The `.Rmd` (RMarkdown) files are source code. The `.html` files are compiled outputs for better reading experience. The `models` folder contains all the fitted brms models. The scripts reply on **data-final** and **images-final** folders to read and write files.
- **experimental{1|2}-final.{Rmd|html}**: analysis scripts
- **models**
- **m\_brms\_s\_{mean|range}\_P{0...64}\_{proxy}.rds**: the logistic regression models used to infer titer thresholds for each participant x condition. There are 645 such files in total. The analysis scripts do not necessarily need these model files.
- **m\_brms\_student\_titers\_{mean|range}\_brms.rds**: the linear mixed-effects model to infer the effects of proxy. There are 2 such files in total.
## **data-final**
- **2019**
- **2019-{mean|range}.csv**: the date from 2019 Jardine et al. These two datasets were used to compute correlation matrices to help select proxies.
- **experiment1**
- **df\_trials\_{mean|range}\_exp1.csv**
The data from experiment1 for each task. The columns are pretty such self-explainable: **participantID, task, proxy, trialIndex, titer, response, actual.** The **response** and **actual** columns are participants' answers and the correct answers: if they are the same, the participant selected the correct chart.
- **df\_titer\_thresholds\_from\_small\_brms\_{mean|range}.csv**: The titer thresholds derived from experimental data along with measurement error. We can get these two files by running the **experiment1-final.Rmd** script on the 645 brms models.
- **experiment2**
These files contain all trials for Experiment 2, which performed human-intelligence optimization.
- **exp2-{mean|range}-all.csv**
"PID" refers to the anonymized participant ID and corresponds to the same
participant IDs in the tables for Experiment 1 (as both experiments were run
together with the same participants).
For each trial, the "data" columns refer to the values of d in Algorithm 1.
The "data_pert" columns refer to the perturbed vector d'. Both d and d' were
converted from data space into bar lengths in the "bar" columns.
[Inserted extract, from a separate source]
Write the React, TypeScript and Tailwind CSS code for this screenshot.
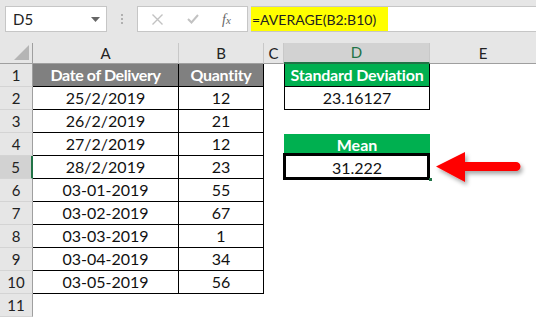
import React from "react";

const font = { fontFamily: "Lato, 'Liberation Sans', sans-serif" };

const data: [string, string][] = [
  ["25/2/2019", "12"],
  ["26/2/2019", "21"],
  ["27/2/2019", "12"],
  ["28/2/2019", "23"],
  ["03-01-2019", "55"],
  ["03-02-2019", "67"],
  ["03-03-2019", "1"],
  ["03-04-2019", "34"],
  ["03-05-2019", "56"],
];

function RowHead({ n, sel }: { n: number; sel?: boolean }) {
  return (
    <div
      className={
        "flex items-center justify-center border-b border-[#d4d4d4] text-[15px] text-[#222] " +
        (sel ? "bg-[#d2d2d2] border-r-2 border-r-[#217346]" : "bg-[#e6e6e6] border-r border-r-[#9f9f9f]")
      }
    >
      {n}
    </div>
  );
}

export default function App() {
  return (
    <div className="w-[536px] h-[319px] overflow-hidden bg-white relative" style={font}>
      {/* Formula bar */}
      <div className="h-[43px] bg-[#e6e6e6] flex items-start pt-[6px] pl-[5px]">
        <div className="w-[102px] h-[26px] bg-white border border-[#c6c6c6] flex items-center justify-between pl-[7px] pr-[6px]">
          <span className="text-[15px] text-[#222]">D5</span>
          <svg width="9" height="5" viewBox="0 0 9 5">
            <path d="M0 0 L9 0 L4.5 5 Z" fill="#666" />
          </svg>
        </div>
        <div className="w-[30px] h-[26px] flex flex-col items-center justify-center gap-[2px]">
          <div className="w-[2px] h-[2px] bg-[#b0b0b0]" />
          <div className="w-[2px] h-[2px] bg-[#b0b0b0]" />
          <div className="w-[2px] h-[2px] bg-[#b0b0b0]" />
        </div>
        <div className="w-[111px] h-[26px] bg-white border border-[#c6c6c6] flex items-center">
          <svg className="ml-[14px]" width="11" height="11" viewBox="0 0 11 11">
            <path d="M0.5 0.5 L10.5 10.5 M10.5 0.5 L0.5 10.5" stroke="#c2c2c2" strokeWidth="1.4" />
          </svg>
          <svg className="ml-[24px]" width="12" height="10" viewBox="0 0 12 10">
            <path d="M1 5 L4.5 8.5 L11 1" stroke="#c2c2c2" strokeWidth="2" fill="none" />
          </svg>
          <span className="ml-[23px] text-[14px] italic text-[#666]" style={{ fontFamily: "'Liberation Serif', serif" }}>
            f<span className="text-[11px]">x</span>
          </span>
        </div>
        <div className="ml-[3px] flex-1 h-[26px] bg-white border-y border-[#c6c6c6] flex items-stretch">
          <div className="bg-[#ffff00] w-[137px] flex items-center pl-[1px] text-[14px] text-[#222]">
            =AVERAGE(B2:B10)
          </div>
        </div>
      </div>

      {/* Sheet */}
      <div
        className="grid"
        style={{
          gridTemplateColumns: "33px 146px 85px 20px 146px 1fr",
          gridTemplateRows: "21px repeat(11, 23px)",
        }}
      >
        {/* column headers */}
        <div className="bg-[#e6e6e6] border-r border-r-[#9f9f9f] border-b border-b-[#9f9f9f] relative">
          <svg className="absolute right-[3px] bottom-[3px]" width="15" height="15" viewBox="0 0 15 15">
            <path d="M15 0 L15 15 L0 15 Z" fill="#b5b5b5" />
          </svg>
        </div>
        {["A", "B", "C"].map((c) => (
          <div
            key={c}
            className="bg-[#e6e6e6] border-r border-r-[#c8c8c8] border-b border-b-[#9f9f9f] flex items-center justify-center text-[15px] text-[#222]"
          >
            {c}
          </div>
        ))}
        <div className="bg-[#d2d2d2] border-r border-r-[#c8c8c8] border-b-2 border-b-[#217346] flex items-center justify-center text-[15px] text-[#217346]">
          D
        </div>
        <div className="bg-[#e6e6e6] border-b border-b-[#9f9f9f] flex items-center justify-center text-[15px] text-[#222]">
          E
        </div>

        {/* row 1 */}
        <RowHead n={1} />
        <div className="bg-[#808080] border-r border-b border-black flex items-center justify-center text-[16px] font-bold tracking-[-0.4px] text-white">
          Date of Delivery
        </div>
        <div className="bg-[#808080] border-r border-b border-black flex items-center justify-center text-[16px] font-bold tracking-[-0.3px] text-white">
          Quantity
        </div>
        <div />
        <div className="bg-[#00b050] border-x border-b border-black flex items-center justify-center text-[16px] font-bold tracking-[-0.2px] text-white">
          Standard Deviation
        </div>
        <div />

        {data.map(([d, q], i) => {
          const n = i + 2;
          return (
            <React.Fragment key={n}>
              <RowHead n={n} sel={n === 5} />
              <div className="border-r border-b border-black flex items-center justify-center text-[16px] text-[#111]">
                {d}
              </div>
              <div className="border-r border-b border-black flex items-center justify-center text-[16px] text-[#111]">
                {q}
              </div>
              <div />
              {n === 2 ? (
                <div className="border-x border-b border-black flex items-center justify-center text-[16px] text-[#111]">
                  23.16127
                </div>
              ) : n === 4 ? (
                <div className="bg-[#00b050] mt-[1px] flex items-center justify-center text-[16px] font-bold text-white">
                  Mean
                </div>
              ) : n === 5 ? (
                <div className="relative flex items-center justify-center text-[16px] text-[#111]">
                  <div className="absolute left-[-1px] right-0 top-[-3px] bottom-[-1px] border-[3px] border-black" />
                  <div className="absolute right-[-2px] bottom-[-2px] w-[3px] h-[3px] bg-[#217346]" />
                  31.222
                </div>
              ) : (
                <div />
              )}
              <div />
            </React.Fragment>
          );
        })}
        <RowHead n={11} />
        <div />
        <div />
        <div />
        <div />
        <div />
      </div>

      {/* red arrow */}
      <svg className="absolute left-[434px] top-[150px]" width="94" height="38" viewBox="0 0 94 38">
        <defs>
          <filter id="sh" x="-20%" y="-40%" width="140%" height="180%">
            <feDropShadow dx="2" dy="3" stdDeviation="2" floodColor="#000" floodOpacity="0.35" />
          </filter>
        </defs>
        <g filter="url(#sh)">
          <path d="M2 16.5 L31 2 L31 12 L82 12 A4.5 4.5 0 0 1 82 21 L31 21 L31 32 Z" fill="#ff0000" />
        </g>
      </svg>
    </div>
  );
}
Data space lies
within 0-1, and bar length is in units of chart width (1 being the entire
width). "Pert_loc" refers to whether the perturbed chart (d') was shown to the
participant to the left or the right of the unperturbed chart (d_i). The first
"data" for a given participant (d_0 in Algorithm 1) is either randomly
initialized (in Epoch 1) or the final value (d_k) from the previous epoch. the
value of d_k for the final epoch is listed in a separate row for each thread,
where the value for "epoch" is "[final]".
The files exp2-mean-all.csv and exp2-range-all.csv have trials for all
participants that performed Experiment 2 optimizations. If they started from
a previous participant's result (Epoch > 1), that previous participant will
be listed in "PID_prev". The state of the chart after a participant completed
their trials (that is, after the final adjustment step following their last
trial) is given where "trial" is "[final]". If this final chart was evaluated by
other participants, the fraction of times it was chosen versus a random chart is
given by "wins".
The "name" field lists which named optimization from the paper (M1-M4; R1-R4)
the participant is part of, if any.
- **exp2-{mean|range}.csv** contain
named optimization threads, and are in order by epoch.
- **exp2-random-all-{mean|range}.csv**
The simulated data. We simulated 1000 epoches. Each epoch starts with random initialization and passes to 100 (20 x 5) guessing trials. These simulated data tell how each proxy looks like in random guessing.
Columns:
**iteration**, which epoch
**task**, mean or range
**trialIndex**, which trial, out of 20 x 5
**trials**, the total number of trials in the epoch, always 100
**a{1..7}**, the value of each of the 7 bars
**mean,..,bar_mid**, the values of proxies
**b{1..7}**, the value of each bar for the other chart
**b_mean,...,b_bar_mid**, the values of proxies in the other chart
**pick** which between the two charts was picked
- **meta.csv**
The formatted proxies values in the final charts. These could be computed from the raw experiment 2 data.
Columns:
**proxy**, which proxy
**value**, the value of that proxy
**status**, if it is the final optimized chart or the initialization chart (not used)
**task**, mean or range
**batch**, which epoch
**batch_num**, which epoch (numeric)
## **experiment-final**
This folder contains script to run the experiments. In www/ is content to be hosted by an HTTP server, and in workflow/ are scripts to manage submission, which can be done from any machine with internet access.
Note that the scripts in both these folders assume the site is hosted at:
https://legacydirs.umiacs.umd.edu/~ondovb/mturk/
...and that the results for each participant reside in Amazon S3 Bucket named:
ondovb-mturk
Also note that some scripts require S3 credentials, which have been removed for this archive (marked with "REDACTED").
## **images-final**
The images generated by the analysis scripts